SPEC D: Damien Chazelle. U.S. Sep 12, 6:15 pm, Princess of Wales Sep 13, 11:30 am, Elgin Sep 16, 9:30 pm, TIFF Bell Lightbox 2. Rating: NNNNN


If La La Land doesn’t win the People’s Choice Award, I will be stunned. Writer/director Chazelle’s wildly ambitious musical – which pairs Ryan Gosling and Emma Stone as Hollywood dreamers who’d be perfect for each other if it weren’t for their wildly divergent interests and career paths – is a swooning, glorious tribute to the risky pursuits of fame, art and love, not necessarily in that order.

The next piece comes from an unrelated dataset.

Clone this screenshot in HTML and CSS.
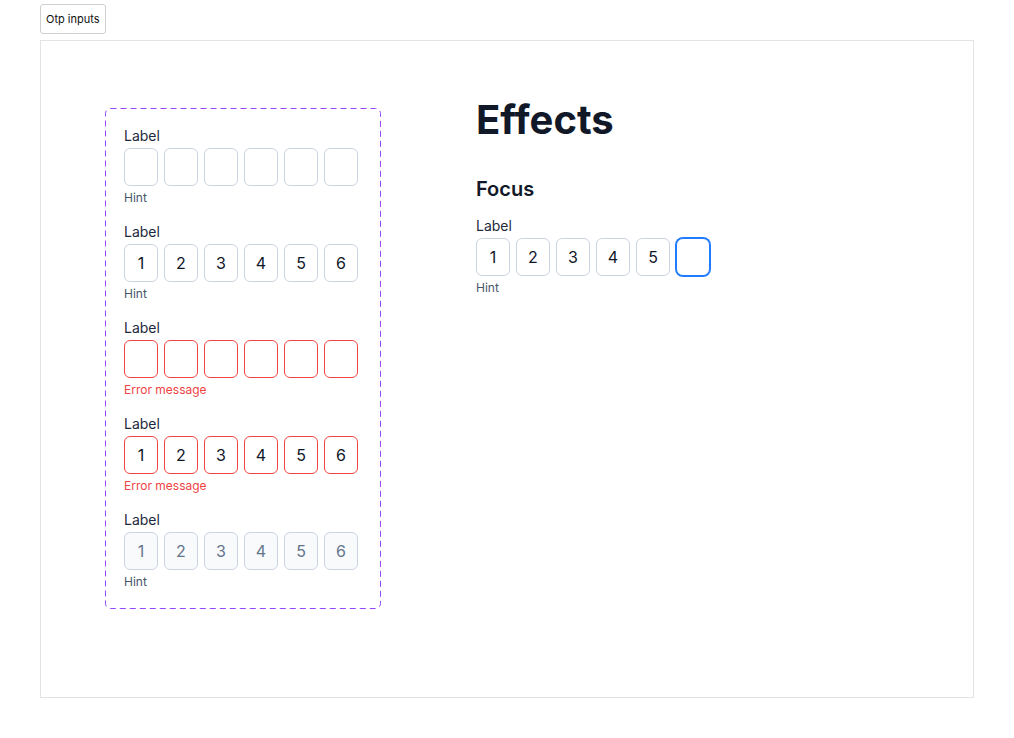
FILE: index.html
```html
<!DOCTYPE html>
<html>
<head>
<meta charset="utf-8">
<link rel="stylesheet" href="styles.css">
</head>
<body>
<button class="tab">Otp inputs</button>
<div class="frame">
  <div class="variants">
    <svg class="dash" aria-hidden="true"><rect class="dash-rect" x="0.5" y="0.5" rx="5" ry="5"></rect></svg>
    <div class="field">
      <div class="label">Label</div>
      <div class="cells">
        <div class="cell"></div><div class="cell"></div><div class="cell"></div><div class="cell"></div><div class="cell"></div><div class="cell"></div>
      </div>
      <div class="hint">Hint</div>
    </div>
    <div class="field">
      <div class="label">Label</div>
      <div class="cells">
        <div class="cell">1</div><div class="cell">2</div><div class="cell">3</div><div class="cell">4</div><div class="cell">5</div><div class="cell">6</div>
      </div>
      <div class="hint">Hint</div>
    </div>
    <div class="field error">
      <div class="label">Label</div>
      <div class="cells">
        <div class="cell"></div><div class="cell"></div><div class="cell"></div><div class="cell"></div><div class="cell"></div><div class="cell"></div>
      </div>
      <div class="hint">Error message</div>
    </div>
    <div class="field error">
      <div class="label">Label</div>
      <div class="cells">
        <div class="cell">1</div><div class="cell">2</div><div class="cell">3</div><div class="cell">4</div><div class="cell">5</div><div class="cell">6</div>
      </div>
      <div class="hint">Error message</div>
    </div>
    <div class="field disabled">
      <div class="label">Label</div>
      <div class="cells">
        <div class="cell">1</div><div class="cell">2</div><div class="cell">3</div><div class="cell">4</div><div class="cell">5</div><div class="cell">6</div>
      </div>
      <div class="hint">Hint</div>
    </div>
  </div>
  <div class="effects">
    <h1 class="title">Effects</h1>
    <h2 class="subtitle">Focus</h2>
    <div class="field">
      <div class="label">Label</div>
      <div class="cells">
        <div class="cell">1</div><div class="cell">2</div><div class="cell">3</div><div class="cell">4</div><div class="cell">5</div><div class="cell focus"></div>
      </div>
      <div class="hint">Hint</div>
    </div>
  </div>
</div>
</body>
</html>
```

FILE: styles.css
```css
* { box-sizing: border-box; }
html, body { margin: 0; background: #fff; }
body {
  padding: 4px 40px 0 40px;
  font-family: Inter, "Liberation Sans", sans-serif;
  color: #0f172a;
}
.tab {
  display: block;
  height: 30px;
  padding: 0 5px;
  font-family: Inter, "Liberation Sans", sans-serif;
  font-size: 11px;
  color: #111;
  background: #fff;
  border: 1px solid #cfcfcf;
  border-radius: 3px;
  margin: 0 0 6px 0;
}
.frame {
  width: 934px;
  height: 658px;
  border: 1px solid #e3e3e3;
  display: flex;
  align-items: flex-start;
  padding: 55px 0 0 64px;
  gap: 95px;
}
.variants {
  position: relative;
  margin-top: 12px;
  width: 276px;
  border-radius: 5px;
  padding: 18px 23px 19px 19px;
  display: flex;
  flex-direction: column;
  gap: 16px;
}
.dash {
  position: absolute;
  left: 0;
  top: 0;
  width: 100%;
  height: 100%;
  overflow: visible;
  pointer-events: none;
}
.dash-rect {
  width: calc(100% - 1px);
  height: calc(100% - 1px);
  fill: none;
  stroke: #9747ff;
  stroke-width: 1;
  stroke-dasharray: 6 4;
}
.field { display: flex; flex-direction: column; }
.label {
  font-size: 14px;
  line-height: 20px;
  color: #1e293b;
  margin-bottom: 2px;
}
.cells { display: flex; gap: 6px; }
.cell {
  width: 34px;
  height: 38px;
  border: 1px solid #cbd5e1;
  border-radius: 6px;
  display: flex;
  align-items: center;
  justify-content: center;
  font-size: 16px;
  color: #0f172a;
  background: #fff;
}
.hint {
  margin-top: 4px;
  font-size: 12px;
  line-height: 16px;
  color: #475569;
}
.error .cell { border-color: #ef4444; }
.error .hint { color: #ef4444; }
.disabled .cell { background: #f8fafc; color: #64748b; }
.effects { display: flex; flex-direction: column; }
.title {
  margin: 0;
  font-size: 40px;
  line-height: 48px;
  font-weight: 700;
  color: #111827;
}
.subtitle {
  margin: 31px 0 13px 0;
  font-size: 20px;
  line-height: 28px;
  font-weight: 600;
  color: #111827;
}
.cell.focus {
  border-color: #1f7bff;
  box-shadow: 0 0 0 1px #1f7bff;
  border-radius: 7px;
}
```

Chazelle borrows the structure of a 50s MGM musical, but infuses it with a nervous energy that’s utterly contemporary. And his stars are perfection in roles that seem tailored to their specific personalities: Gosling gets to be charismatic and weird and graceful (and plays the piano sarcastically), and Stone is sharp-edged, radiant and even more graceful. Their first tap-dance number is a sheer ­delight, establishing a playful sophistication that carries through the whole picture.

I didn’t buy into the overheated bollocks of Whiplash, but Chazelle finds a much more convincing frame for his art-is-all story this time: musicals are movies where people burst into song because their emotions can’t be expressed through speech. La La Land gives its characters so many reasons to sing.